I agree, but again, locally adaptive binarization tries to solve a different problem. (For camera noise or paper grain you might want to try raw denoising externally.)

Perhaps we should offer options for contrast normalization and raw denoising prior to binarization, and then binary denoising posterior in Tesseract (via Leptonica)?

I have come to the conclusion that larger tile size (i.e. even the whole image) does not help since it removes characters from the image. I attached various processed images of the grainy and contrast enhanced pictures for all 3 methods and with extra tile sizes for method 1. Both for 300 DPI and for 72 DPI (emulating what would happen for an image w/o DPI information). vi_processed.zip It's clearly visible that method 1 can not be used with grainy images.

Indeed, that's a severe problem – thanks for compiling the images!

It's not too surprising though: In adaptive Otsu's "all-pixels-in-tile" approach the shallow fg in a tile can disappear just as the noisy bg can survive.
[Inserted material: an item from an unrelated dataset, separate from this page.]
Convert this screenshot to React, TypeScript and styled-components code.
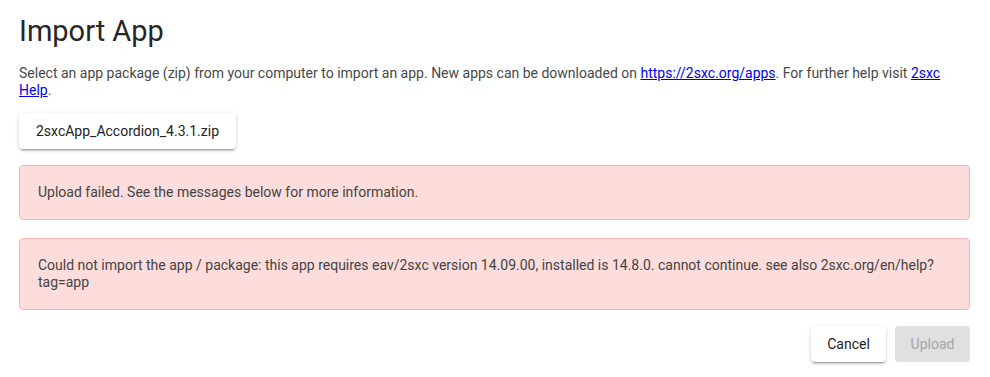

In contrast, Sauvola's "pixel-vs-vicinity" approach is truly localized.

I would also say that we could increase the default window/tile sizes from 0.33 to 0.66 or even 1.0 (i.e. 1" worth of page) – in the original discussion about defaults we slowly emancipated from Leptonica's window size for Sauvola (which is even smaller and expressed in absolute pixel size) to DPI relative and larger (but still conservative w.r.t. the literature), then included the adaptive Otsu in a similar fashion (which had no default in Leptonica and used the number of splits of the total image for parameterization).